◆ EXERCISE AIM:
In the listing that follows, retype every line from the first through the one containing "import React from". Pictures are to be left out.
** start of RECORDS SHOWN **
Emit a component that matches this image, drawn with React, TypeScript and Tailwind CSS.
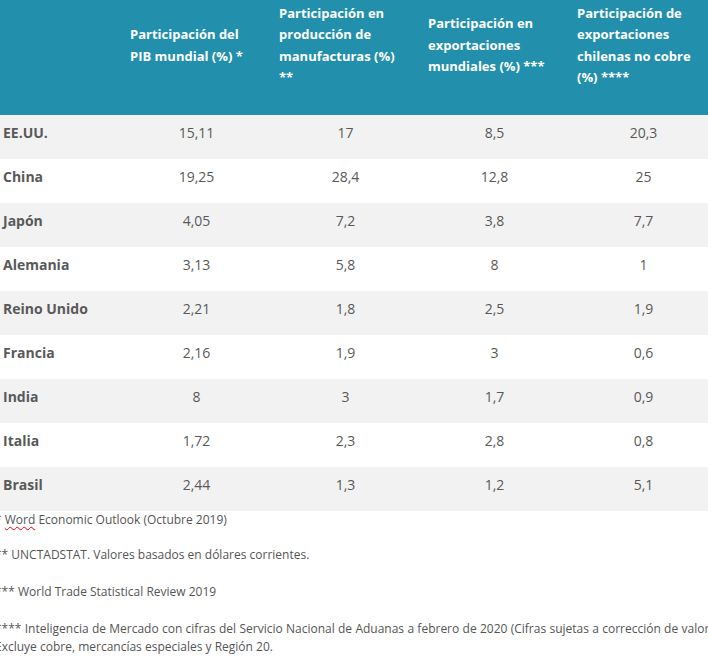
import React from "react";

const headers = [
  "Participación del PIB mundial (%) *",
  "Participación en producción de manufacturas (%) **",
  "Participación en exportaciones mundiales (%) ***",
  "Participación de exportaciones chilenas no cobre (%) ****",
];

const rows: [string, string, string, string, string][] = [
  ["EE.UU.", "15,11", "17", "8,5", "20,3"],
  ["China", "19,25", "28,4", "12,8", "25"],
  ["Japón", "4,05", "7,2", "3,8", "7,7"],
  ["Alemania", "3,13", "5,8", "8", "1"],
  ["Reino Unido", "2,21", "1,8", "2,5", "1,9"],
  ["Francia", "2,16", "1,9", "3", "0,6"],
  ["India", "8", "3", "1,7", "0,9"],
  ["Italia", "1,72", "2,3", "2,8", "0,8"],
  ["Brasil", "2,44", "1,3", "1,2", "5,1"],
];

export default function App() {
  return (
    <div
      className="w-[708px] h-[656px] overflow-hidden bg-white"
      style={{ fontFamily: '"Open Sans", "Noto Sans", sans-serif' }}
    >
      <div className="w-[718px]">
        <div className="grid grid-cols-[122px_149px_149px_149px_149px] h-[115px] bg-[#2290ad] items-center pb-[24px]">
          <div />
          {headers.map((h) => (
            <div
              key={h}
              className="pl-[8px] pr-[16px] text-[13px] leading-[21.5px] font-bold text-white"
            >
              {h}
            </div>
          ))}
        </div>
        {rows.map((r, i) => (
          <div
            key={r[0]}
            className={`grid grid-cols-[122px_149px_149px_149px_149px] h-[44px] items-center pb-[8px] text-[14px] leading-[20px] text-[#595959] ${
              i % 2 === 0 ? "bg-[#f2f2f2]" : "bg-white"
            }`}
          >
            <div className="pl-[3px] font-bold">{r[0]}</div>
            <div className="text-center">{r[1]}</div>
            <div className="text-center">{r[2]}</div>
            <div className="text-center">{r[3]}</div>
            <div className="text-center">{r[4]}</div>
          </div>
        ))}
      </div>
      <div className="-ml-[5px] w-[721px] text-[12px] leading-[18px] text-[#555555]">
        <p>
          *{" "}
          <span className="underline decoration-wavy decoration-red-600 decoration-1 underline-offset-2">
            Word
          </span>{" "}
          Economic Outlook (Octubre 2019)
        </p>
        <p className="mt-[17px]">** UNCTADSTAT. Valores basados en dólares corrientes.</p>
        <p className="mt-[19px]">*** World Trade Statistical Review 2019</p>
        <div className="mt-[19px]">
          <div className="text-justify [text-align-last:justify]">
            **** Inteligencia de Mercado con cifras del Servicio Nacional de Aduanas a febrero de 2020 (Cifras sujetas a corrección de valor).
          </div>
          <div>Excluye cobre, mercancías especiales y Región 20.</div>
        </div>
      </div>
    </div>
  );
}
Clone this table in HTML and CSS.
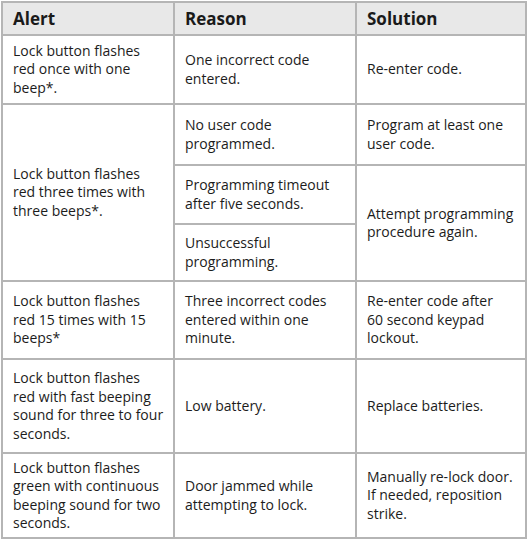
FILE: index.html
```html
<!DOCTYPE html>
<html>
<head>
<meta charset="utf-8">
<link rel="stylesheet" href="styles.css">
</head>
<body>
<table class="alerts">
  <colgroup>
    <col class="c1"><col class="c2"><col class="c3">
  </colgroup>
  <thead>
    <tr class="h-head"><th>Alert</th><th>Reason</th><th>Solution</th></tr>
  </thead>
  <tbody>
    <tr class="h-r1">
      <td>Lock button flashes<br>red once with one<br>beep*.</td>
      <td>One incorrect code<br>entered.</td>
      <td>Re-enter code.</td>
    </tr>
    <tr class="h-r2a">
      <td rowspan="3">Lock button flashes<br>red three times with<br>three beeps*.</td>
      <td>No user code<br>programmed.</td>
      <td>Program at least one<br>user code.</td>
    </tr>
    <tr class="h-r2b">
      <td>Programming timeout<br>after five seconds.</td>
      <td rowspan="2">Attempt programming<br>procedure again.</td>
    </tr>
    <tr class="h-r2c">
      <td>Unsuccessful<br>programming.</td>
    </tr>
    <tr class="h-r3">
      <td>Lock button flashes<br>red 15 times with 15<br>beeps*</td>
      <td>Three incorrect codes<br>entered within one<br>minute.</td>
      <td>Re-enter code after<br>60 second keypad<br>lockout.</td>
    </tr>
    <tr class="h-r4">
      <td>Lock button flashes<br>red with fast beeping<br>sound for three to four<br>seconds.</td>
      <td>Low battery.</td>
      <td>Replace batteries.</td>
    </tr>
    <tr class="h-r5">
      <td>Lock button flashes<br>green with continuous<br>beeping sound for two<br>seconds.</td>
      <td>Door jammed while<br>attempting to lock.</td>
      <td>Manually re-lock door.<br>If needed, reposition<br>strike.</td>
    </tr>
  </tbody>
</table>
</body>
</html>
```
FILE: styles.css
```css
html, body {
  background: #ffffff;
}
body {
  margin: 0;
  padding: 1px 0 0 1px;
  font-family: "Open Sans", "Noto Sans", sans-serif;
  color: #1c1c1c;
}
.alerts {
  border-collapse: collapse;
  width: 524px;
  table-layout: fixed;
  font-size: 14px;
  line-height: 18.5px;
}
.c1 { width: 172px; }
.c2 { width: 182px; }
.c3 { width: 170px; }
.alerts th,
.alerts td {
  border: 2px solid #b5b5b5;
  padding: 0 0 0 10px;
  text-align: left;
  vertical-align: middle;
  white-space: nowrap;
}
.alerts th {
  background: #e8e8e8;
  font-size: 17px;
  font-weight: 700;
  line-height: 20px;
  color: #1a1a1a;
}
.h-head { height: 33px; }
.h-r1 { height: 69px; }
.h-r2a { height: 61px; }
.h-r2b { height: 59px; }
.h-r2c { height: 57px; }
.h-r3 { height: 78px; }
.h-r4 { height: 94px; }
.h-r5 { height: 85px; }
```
** end of RECORDS SHOWN **
◆ EXPECTED ANSWER:
Emit a component that matches this image, drawn with React, TypeScript and Tailwind CSS.
import React from "react";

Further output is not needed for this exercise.